The Business Lifecycle - Shiftup

The Business
Lifecycle

Most business models go through a number of lifecycle stages. These stages determine how people should go about running the business. Young, immature business models should mainly focus on experimentation and exploration of customer needs. Older, mature business models will usually focus more on execution and the optimization of proven value streams. Note that we refer to the lifecycle of businesses (or business models), not companies.

As long as your company operates only one business model, you are dealing with just one lifecycle. But when you have an established company that launches new business models, it is like a family having kids.

As a leader, you may be dealing with multiple business models in various lifecycle stages.

Stage 1

Initiation

There is a founder or a co-founding team of the business, but the business is still just an idea, concept, or vision. The customer’s need for a solution (Problem/Solution Fit) is not yet validated. What you need to complete at this first level is your Product Vision and any preparations for seeking Product/Solution Fit.

Stage 2

Expedition

The business is now more than just an idea, concept, or founder’s vision. But it is not clear what is the core business or the value proposition. In this stage, you have to figure out if the product you have in mind is indeed something that customers want to have, by talking with many people and testing your most important hypotheses with a low-fidelity Minimum Viable Product.

Stage 3

Formation

The customer’s need for a solution (Problem/Solution Fit) is now validated. People are willing to pay to get their problems solved.

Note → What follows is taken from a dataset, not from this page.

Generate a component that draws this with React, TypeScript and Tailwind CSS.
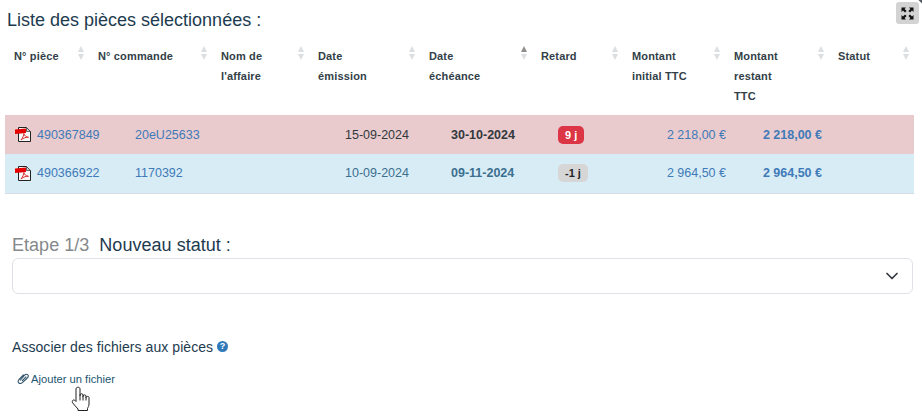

There is a high-level strategy for the future of the business, but Product/Market Fit (customers loving the product or service) is not yet validated.

Stage 4

Expedition

The business is focused on validating Product-Market fit. The startup works autonomously, and the available time and resources are not self-funded and business angels, VCs, or a larger corporations appear. The goal is to build something that customers want, something that they use, and something that they happily recommend to others.

Stage 5

Stabilization

Product/Market Fit (customers loving the product or service) is now validated and there is evidence of traction, retention, growth, or revenue. It is now clear what is the core business and the value proposition and the market appears to be large enough for a sustainable business. It’s now time to work on the second challenge: going through the remaining unvalidated hypotheses concerning customer channels, business partnerships and other parts of your business model.

Stage 6

Acceleration

The business does not need to focus anymore on Product-Market fit. Repeatability and scalability of the business model are validated. There are no business model hypotheses anymore that need to be validated, and the business model needs no more testing with prototypes or MVPs. There is increased competition which means that the company has to spend time improving business processes to further increase productivity and efficiency.

Stage 7

Crystallization

The business is one of the market leaders. The business is profitable and financially self-supporting, and it needs no more external funding by angels, VCs, or a larger corporation. The growth of the business drops to linear growth. The business can create (somewhat reliable) revenue forecasts, and it has a focus on efficiency and cost-cutting.

Stage 8

Expansion

The product or service becomes unfocused with the introduction of many flavors, colors, or variants. There is no founder or co-founding team of the business anymore, or they are not 100% committed to the business. Parts of the business are being sold off to other companies.
The business remains critical to fund new ideas through internal startups and it also attempts to bring its established, profitable business model into new distribution channels and new markets.

Stage 9

Conservation

The business model stops being validated, repeatable, or scaleable. Revenues and profits of the business are dropping, and there could be a negative cash flow. There is no investment in new ideas, products, and services. Many customers move to a newer or competing product or service.

Stage 10

Finish

The end-of-lifetime of the product or service is scheduled and near and the company’s current leaders have to make a decision about the business that is about to end: either shut it down completely, or break it up into valuable pieces and reuse them or sell them off to others.